Whenever I visit an art exhibition that is installed in what seems like someone’s home, I feel slightly uncomfortable, like I’m trespassing where I don’t quite belong, even in the case of having been invited, as I was last Friday invited by Yitong Wang to see her current pop-up show in Soho. This is, by the way, why I don’t mind spending time in the dreaded white cube: There at least it always feels to me to be about the art, and not about decoration, or status signaling, or about my presence being tolerated at the whim of some robber baron.
So, I stepped into the rather splendid apartment that houses Tong Art Advisory on Mercer Street and into a show of artists from Zimbabwe and was greeted by a woman joyously humping a dog. Okay. I’m good with that. The painting I saw is Wycliffe Mundopa’s “No Apologies Pt 1” (2020). Mundopa, who lives and works in Harare, has long worked on depicting the lives of women and children in Harare’s underprivileged neighborhoods. The figuration here is rough, but not naïve. The colors are garish, giving the woman a yellow nose, one cheek mauve and the other pink, red lips, and a bluish-green neck, and one aqua arm. She is holding the dog around its torso and delightfully pushing her pelvis into its back. Every creature here is fierce, including the woman. Mundopa is telling me that he’s interested in transgression, in giving us images of women that insinuate that there is way more possible that women are capable of than our popular culture versions of them allow. In a way the transgression in his pieces (there is also the larger group portrait “In the Dark of the Day” [2020]) make me relax a little. I imagine if the owner of the apartment were present, I could have conversation with whoever would gladly live with these images.

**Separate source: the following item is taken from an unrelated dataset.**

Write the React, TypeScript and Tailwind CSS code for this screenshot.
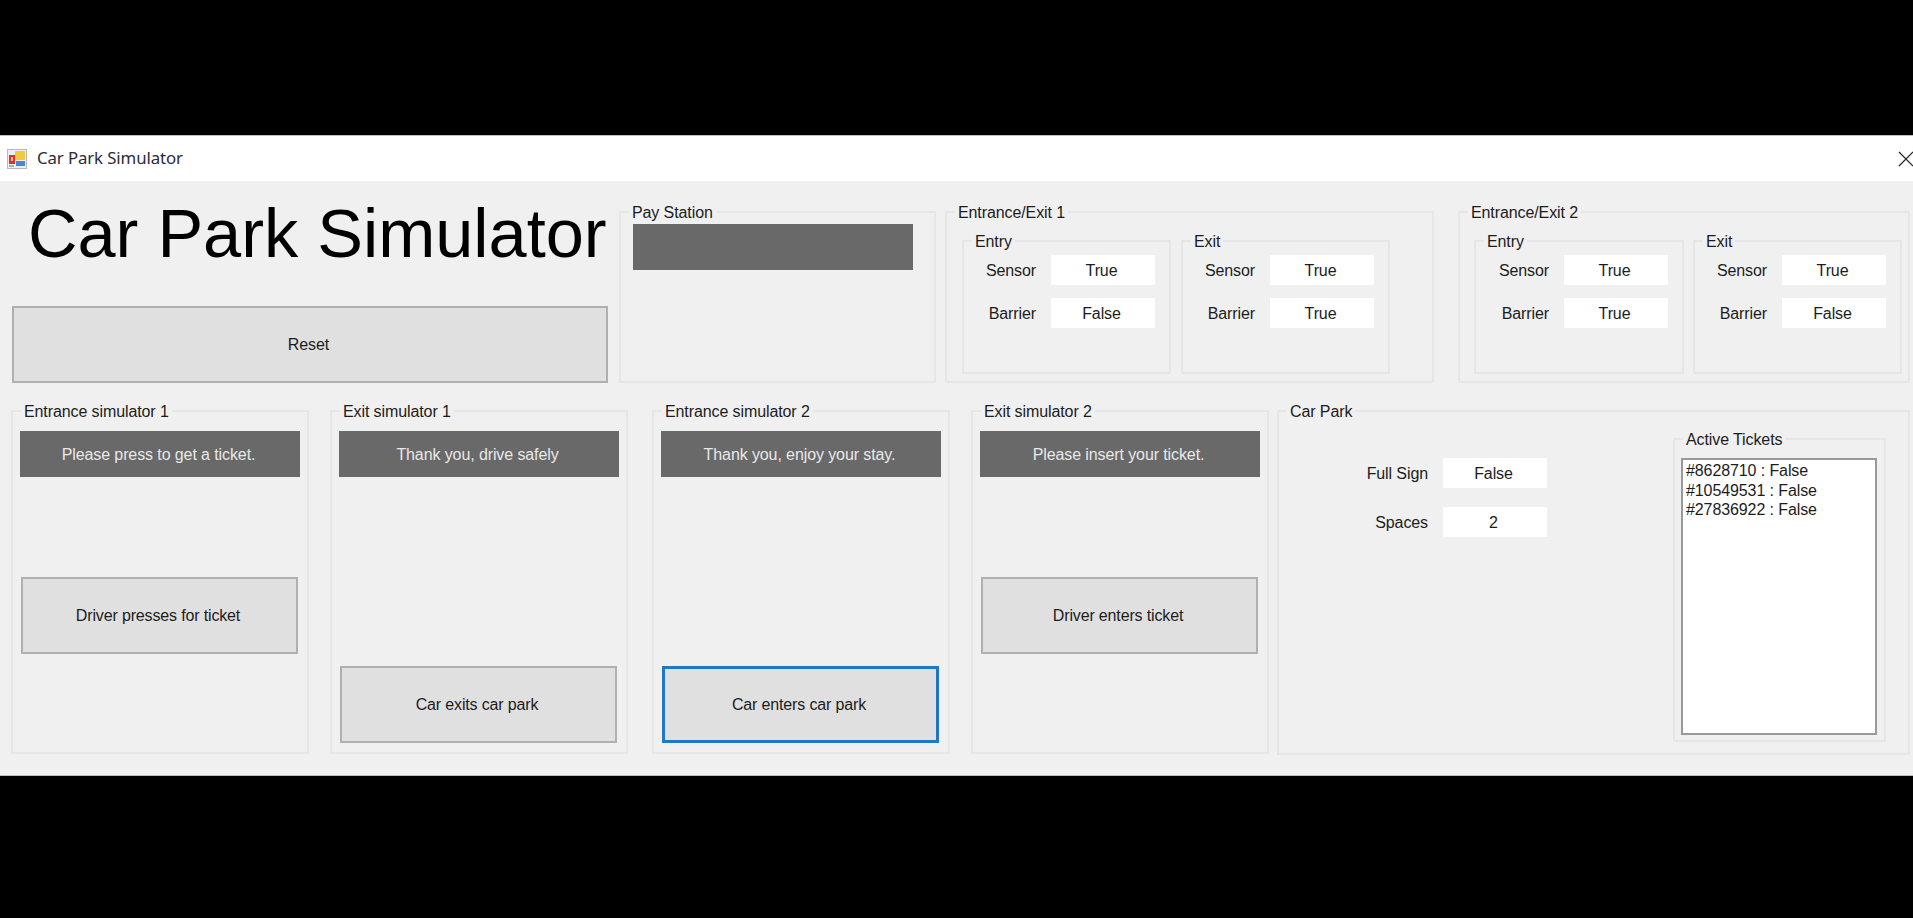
import { ReactNode } from "react";

function Group({
  label,
  className,
  children,
}: {
  label: string;
  className: string;
  children?: ReactNode;
}) {
  return (
    <div className={`border-2 border-[#e6e6e6] ${className}`}>
      <div className="-mt-[10px] ml-[8px] h-[20px] w-fit bg-[#f0f0f0] px-[3px] leading-[20px]">
        {label}
      </div>
      {children}
    </div>
  );
}

function Field({ label, value }: { label: string; value: string }) {
  return (
    <div className="flex items-center justify-end gap-[15px]">
      <span className="pt-[2px]">{label}</span>
      <span className="flex h-[30px] w-[104px] items-center justify-center bg-white pt-[2px] pr-[3px]">
        {value}
      </span>
    </div>
  );
}

function SensorBox({
  label,
  sensor,
  barrier,
  className,
}: {
  label: string;
  sensor: string;
  barrier: string;
  className: string;
}) {
  return (
    <Group label={label} className={`h-[134px] ${className}`}>
      <div className="flex flex-col gap-[13px] pt-[3px] pr-[14px]">
        <Field label="Sensor" value={sensor} />
        <Field label="Barrier" value={barrier} />
      </div>
    </Group>
  );
}

function EntranceExit({
  label,
  values,
  className,
  bodyClass,
  entryClass,
}: {
  label: string;
  values: string[];
  className: string;
  bodyClass: string;
  entryClass: string;
}) {
  return (
    <Group label={label} className={`h-[172px] ${className}`}>
      <div className={`flex pt-[17px] ${bodyClass}`}>
        <SensorBox label="Entry" sensor={values[0]} barrier={values[1]} className={entryClass} />
        <SensorBox label="Exit" sensor={values[2]} barrier={values[3]} className="w-[209px]" />
      </div>
    </Group>
  );
}

function SimButton({ text, className }: { text: string; className: string }) {
  return (
    <button className={`flex h-[77px] w-[277px] items-center justify-center bg-[#e0e0e0] pr-[3px] tracking-[-0.15px] ${className}`}>
      {text}
    </button>
  );
}

function Simulator({
  label,
  message,
  button,
  buttonClass,
  className,
}: {
  label: string;
  message: string;
  button: string;
  buttonClass: string;
  className: string;
}) {
  return (
    <Group label={label} className={`h-[344px] w-[298px] ${className}`}>
      <div className="flex flex-col pt-[9px] pl-[7px]">
        <div className="flex h-[46px] w-[280px] items-center justify-center bg-[#696969] pt-[2px] pr-[3px] text-[#e8e8e8]">
          {message}
        </div>
        <SimButton text={button} className={buttonClass} />
      </div>
    </Group>
  );
}

function WinFormsIcon() {
  return (
    <svg width="20" height="20" viewBox="0 0 20 20">
      <rect x="0.5" y="0.5" width="19" height="19" fill="#eceef2" stroke="#b9b9b9" />
      <rect x="8" y="2" width="10" height="9" fill="#f3c83c" />
      <rect x="2" y="6" width="6" height="9" fill="#d8322c" />
      <rect x="4" y="8" width="2" height="4" fill="#f5b5a8" />
      <rect x="9" y="12" width="9" height="5" fill="#4a86d8" />
      <rect x="2" y="16" width="5" height="2" fill="#9fb4d0" />
    </svg>
  );
}

export default function App() {
  return (
    <div className="h-[918px] overflow-hidden bg-black pt-[135px] font-['Liberation_Sans',sans-serif] text-[16px] tracking-[-0.1px] text-[#1c1c1c]">
      <div className="h-[641px] border-y border-[#9cc7e4]">
        <div className="flex h-[45px] items-center bg-white">
          <div className="ml-[7px]">
            <WinFormsIcon />
          </div>
          <span className="mb-[2px] ml-[10px] font-['Noto_Sans',sans-serif] text-[16.8px] text-[#2b2b35]">Car Park Simulator</span>
          <svg className="ml-auto" width="15" height="16" viewBox="0 0 15 16" stroke="#222" strokeWidth="1.2">
            <path d="M1 1 L15 15 M15 1 L1 15" />
          </svg>
        </div>

        <div className="h-[594px] bg-[#f0f0f0]">
          <div className="flex items-end pl-[12px]">
            <div className="flex w-[596px] flex-col">
              <h1 className="mt-[13px] pl-[16px] text-[68.5px] leading-[80px] font-normal tracking-normal text-black">
                Car Park Simulator
              </h1>
              <button className="mt-[32px] flex h-[77px] items-center justify-center border-2 border-[#b0b0b0] bg-[#e0e0e0] pr-[3px]">
                Reset
              </button>
            </div>
            <Group label="Pay Station" className="ml-[11px] h-[172px] w-[317px]">
              <div className="mt-px ml-[12px] h-[46px] w-[280px] bg-[#696969]" />
            </Group>
            <EntranceExit
              label="Entrance/Exit 1"
              values={["True", "False", "True", "True"]}
              className="ml-[9px] w-[489px]"
              bodyClass="gap-[10px] pl-[15px]"
              entryClass="w-[209px]"
            />
            <EntranceExit
              label="Entrance/Exit 2"
              values={["True", "True", "True", "False"]}
              className="ml-[24px] w-[452px]"
              bodyClass="gap-[9px] pl-[14px]"
              entryClass="w-[210px]"
            />
          </div>

          <div className="mt-[27px] flex pl-[11px]">
            <Simulator
              label="Entrance simulator 1"
              message="Please press to get a ticket."
              button="Driver presses for ticket"
              buttonClass="mt-[100px] ml-px border-2 border-[#b0b0b0]"
              className=""
            />
            <Simulator
              label="Exit simulator 1"
              message="Thank you, drive safely"
              button="Car exits car park"
              buttonClass="mt-[189px] ml-px border-2 border-[#b0b0b0]"
              className="ml-[21px]"
            />
            <Simulator
              label="Entrance simulator 2"
              message="Thank you, enjoy your stay."
              button="Car enters car park"
              buttonClass="mt-[189px] ml-px border-[3px] border-[#1f78c4]"
              className="ml-[24px]"
            />
            <Simulator
              label="Exit simulator 2"
              message="Please insert your ticket."
              button="Driver enters ticket"
              buttonClass="mt-[100px] ml-px border-2 border-[#b0b0b0]"
              className="ml-[21px]"
            />

            <Group label="Car Park" className="ml-[8px] h-[345px] w-[633px]">
              <div className="flex">
                <div className="flex w-[268px] flex-col gap-[19px] pt-[36px]">
                  <Field label="Full Sign" value="False" />
                  <Field label="Spaces" value="2" />
                </div>
                <Group label="Active Tickets" className="mt-[16px] ml-[126px] h-[304px] w-[213px]">
                  <div className="mt-[8px] ml-[6px] h-[277px] w-[196px] border-2 border-[#999999] bg-white px-[3px] py-px leading-[19.5px]">
                    <div>#8628710 : False</div>
                    <div>#10549531 : False</div>
                    <div>#27836922 : False</div>
                  </div>
                </Group>
              </div>
            </Group>
          </div>
        </div>
      </div>
    </div>
  );
}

The other pieces that intrigue me are rather elegant lyrically abstract paintings of Helen Teede, who was born in Harare and makes her home there now, actively researches the land of Zimbabwe to inform her work. Her “Your Body is a Ship Part 1” (2021) gives me a feminine form carved out of the field that surrounds her by a sharp black line and a magenta interior. The whole canvas it shot through with cerulean tones and patches of white. But then the woman’s form emerges. She’s on hand and knees and her torso curves towards the floor supernaturally and her head is barely visible. But she emerges from the formal primordial soup through an act of the painter’s will. You can’t really stop women. You can suppress them for a time, but they always they will burst through, stitching themselves together from the raw materials at hand and then making their presence known and in that way flourishing.